Charles Jacotin, who became active about 1863, published this heavily retouched portrait of the American president, minus the chair visible in Brady’s original. In 1884, Jacotin republished the image, this time inside a dark oval, as part of a series of notable gentlemen and ladies.
Photographer Jules Deplanque’s Lincoln appears to be an illustration in ink and watercolor or gouache based on Brady’s portrait, or perhaps the engraving of the portrait published in Harper’s Weekly. He sits upright rather than leaning forward, and the chair is missing.

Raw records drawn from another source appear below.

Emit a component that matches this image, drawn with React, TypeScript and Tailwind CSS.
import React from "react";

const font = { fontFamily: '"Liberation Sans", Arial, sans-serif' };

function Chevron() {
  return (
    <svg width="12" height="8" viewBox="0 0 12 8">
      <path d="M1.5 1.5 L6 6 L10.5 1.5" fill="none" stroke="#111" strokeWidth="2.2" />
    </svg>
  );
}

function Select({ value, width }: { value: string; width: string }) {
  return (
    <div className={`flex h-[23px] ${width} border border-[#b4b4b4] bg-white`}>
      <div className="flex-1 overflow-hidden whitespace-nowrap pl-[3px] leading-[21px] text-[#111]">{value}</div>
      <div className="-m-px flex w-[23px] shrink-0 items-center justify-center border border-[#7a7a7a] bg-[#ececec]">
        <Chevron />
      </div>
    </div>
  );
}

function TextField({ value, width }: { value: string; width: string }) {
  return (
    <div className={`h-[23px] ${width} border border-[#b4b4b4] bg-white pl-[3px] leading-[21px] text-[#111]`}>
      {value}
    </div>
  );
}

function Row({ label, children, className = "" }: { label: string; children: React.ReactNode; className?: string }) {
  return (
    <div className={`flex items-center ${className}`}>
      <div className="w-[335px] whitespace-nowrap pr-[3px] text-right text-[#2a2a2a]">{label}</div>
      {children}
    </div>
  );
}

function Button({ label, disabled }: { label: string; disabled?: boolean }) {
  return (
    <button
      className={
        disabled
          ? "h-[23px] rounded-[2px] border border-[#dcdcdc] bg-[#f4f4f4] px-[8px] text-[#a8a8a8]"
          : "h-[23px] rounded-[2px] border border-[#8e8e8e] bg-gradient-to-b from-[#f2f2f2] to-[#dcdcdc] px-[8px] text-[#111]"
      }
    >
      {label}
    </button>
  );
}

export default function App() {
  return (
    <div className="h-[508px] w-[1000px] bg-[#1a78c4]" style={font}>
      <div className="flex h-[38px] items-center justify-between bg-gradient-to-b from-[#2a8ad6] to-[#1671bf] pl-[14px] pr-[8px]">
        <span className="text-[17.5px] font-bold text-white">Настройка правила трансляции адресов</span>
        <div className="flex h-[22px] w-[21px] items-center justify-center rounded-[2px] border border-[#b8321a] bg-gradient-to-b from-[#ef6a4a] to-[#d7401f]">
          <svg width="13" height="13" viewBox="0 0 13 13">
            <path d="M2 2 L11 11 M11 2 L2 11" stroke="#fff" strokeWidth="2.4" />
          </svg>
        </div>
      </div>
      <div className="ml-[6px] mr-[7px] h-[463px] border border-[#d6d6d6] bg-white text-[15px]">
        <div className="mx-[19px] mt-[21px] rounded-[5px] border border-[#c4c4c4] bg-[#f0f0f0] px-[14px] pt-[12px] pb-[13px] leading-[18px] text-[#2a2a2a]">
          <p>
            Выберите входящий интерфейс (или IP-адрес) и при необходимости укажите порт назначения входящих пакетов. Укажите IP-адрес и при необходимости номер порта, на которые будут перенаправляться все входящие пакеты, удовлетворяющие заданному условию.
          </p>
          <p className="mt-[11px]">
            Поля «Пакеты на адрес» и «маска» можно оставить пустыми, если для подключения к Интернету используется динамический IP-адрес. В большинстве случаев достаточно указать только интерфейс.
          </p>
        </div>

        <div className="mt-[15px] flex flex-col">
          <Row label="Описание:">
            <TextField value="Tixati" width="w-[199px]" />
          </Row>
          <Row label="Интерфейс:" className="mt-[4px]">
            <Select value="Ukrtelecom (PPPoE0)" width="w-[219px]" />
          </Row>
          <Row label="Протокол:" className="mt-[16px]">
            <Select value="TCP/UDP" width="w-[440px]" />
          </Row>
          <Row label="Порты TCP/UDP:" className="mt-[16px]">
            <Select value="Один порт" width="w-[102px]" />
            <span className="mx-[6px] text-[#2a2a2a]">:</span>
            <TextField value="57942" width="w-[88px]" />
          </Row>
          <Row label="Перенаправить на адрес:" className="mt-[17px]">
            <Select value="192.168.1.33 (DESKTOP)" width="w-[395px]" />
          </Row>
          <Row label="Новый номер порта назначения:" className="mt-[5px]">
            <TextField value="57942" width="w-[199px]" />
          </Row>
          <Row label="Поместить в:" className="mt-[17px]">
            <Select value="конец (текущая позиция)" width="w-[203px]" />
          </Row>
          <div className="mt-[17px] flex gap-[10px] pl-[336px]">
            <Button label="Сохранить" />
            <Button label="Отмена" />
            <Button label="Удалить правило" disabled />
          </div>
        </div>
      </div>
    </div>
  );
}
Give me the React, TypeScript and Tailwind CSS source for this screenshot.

A chair is visible—though of a different style—in this illustrated portrait published by Étienne Neurdein of Paris. Lincoln’s likeness was part of a circa 1864-1865 series titled “Portraits Historiques” that included Napoleon, Joan of Arc, King Charles VII, and others.
Two Parisian photographers offered versions of the beardless Lincoln.
André-Adolphe-Eugène Disdéri’s portrait is somewhat modified from the Brady original. Lincoln’s features are softer, especially his brow, cheekbones and lower lip. His bowtie is neater and his vest and lapel less angled. Disdéri is best known for patenting the carte de visite camera and launching the Cardomania craze that swept Europe and the U.S. in the early 1860s.
Photographers Furne Sons and Henri Tournier’s Lincoln appears to be based on the iconic portrait by Brady of Lincoln during his February 1860 visit to New York City to speak at the Cooper Institute (today’s Cooper Union). The portrait was widely printed and featured as engravings in Harper’s Weekly and Frank Leslie’s Illustrated Newspaper. However, it is significantly altered from the original. Lincoln’s face is fuller, his ears smaller, forehead wider and hair wavy. His body is chunkier than Lincoln’s lanky frame. He holds a folded paper in hand, perhaps a nod to his abilities as a speechmaker. The team of Furne Sons and Tournier were active from the 1850s until 1862.